If you are the parent of a special needs student and trying to navigate among a myriad assessments and acronyms only to come up more confused than empowered, Buckley Hugo of Midcoast Advocacy wants you to know you’re not alone.

A member of the Autism Society of Maine, the Maine Disability Rights Center and the National Council of Parent Attorneys and Advocates, Hugo began his own career as an advocate for his own son, who was diagnosed with autism at age four.

Hugo began advocating professionally for families in October 2008, helping them navigate individual education plans and Section 504s, which guarantee children with disabilities “reasonable accommodations or modifications,” according to special education law.

“I am an advocate for families of children with special needs and I assist them in working with school districts to get the services their kids need,” Hugo said, summing up his services.

He said usually parents will contact him to discuss what issues they are having with their school district. Then, Hugo said, they will sit down with the district, either informally or in an IEP meeting, to discuss how to move forward to resolve those issues.

“Sometimes it’s just simply that the parents are overwhelmed by the process,” Hugo said.

Quite often, Hugo said he’s able to provide consultation that will help parents navigate the process on their own.
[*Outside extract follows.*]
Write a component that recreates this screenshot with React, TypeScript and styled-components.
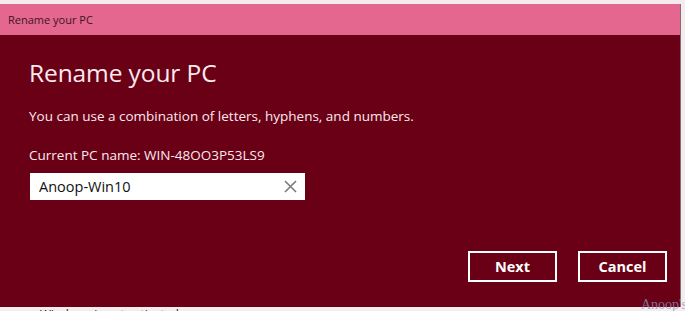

Other times, things have gone too far. Sometimes, Hugo said problems persist for years before parents try to regain control.

“Unfortunately, most parents wait until it’s in a disastrous state before they get me on and like with a lot of things in life, it costs a lot more to fix it,” Hugo said.

Hugo said every parent has a different threshold of what or when that moment is and that’s when they usually contact him.

Initial consultations run $150 plus $75 an hour afterward. Hugo said he asks for a minimum 10- hour commitment from parents just to give him an opportunity to sort things out. Hugo said he finds it takes at least 10 hours to make a dent in a case.

Travel factors into cost as well, however, if clients are a prohibitive distance away, Hugo said he’ll try to work remotely via Skype or phone and that most districts are agreeable to that method.

Hugo said he works with students from around Maine, including a cluster of students as far south as Saco and Kennebunk and as far north as Bangor and Bar Harbor.

He has a few clients in Brunswick, although he doesn’t do a lot of out of district placements in Brunswick as they already have resources nearby such as the Achieve program and the REAL School, which will soon be under the Brunswick School District, and the Spurwink program nearby.

Hugo says the need for advocacy remains pretty constant and unfortunately the ones who need it most are the ones who have the least amount of means to get it. He said it’s a lot, especially for single parents, for whom it gets overwhelming pretty quickly.

In most cases, things have not been going particularly well in either a period of months or sometimes years before they finally realize that they need to do something.

“Some parents call me because they want their child in the mainstream and don’t feel that the districts are doing enough to make it work. There are other parents that feel like their kids need a more restrictive setting and they’re not getting support,” Hugo said.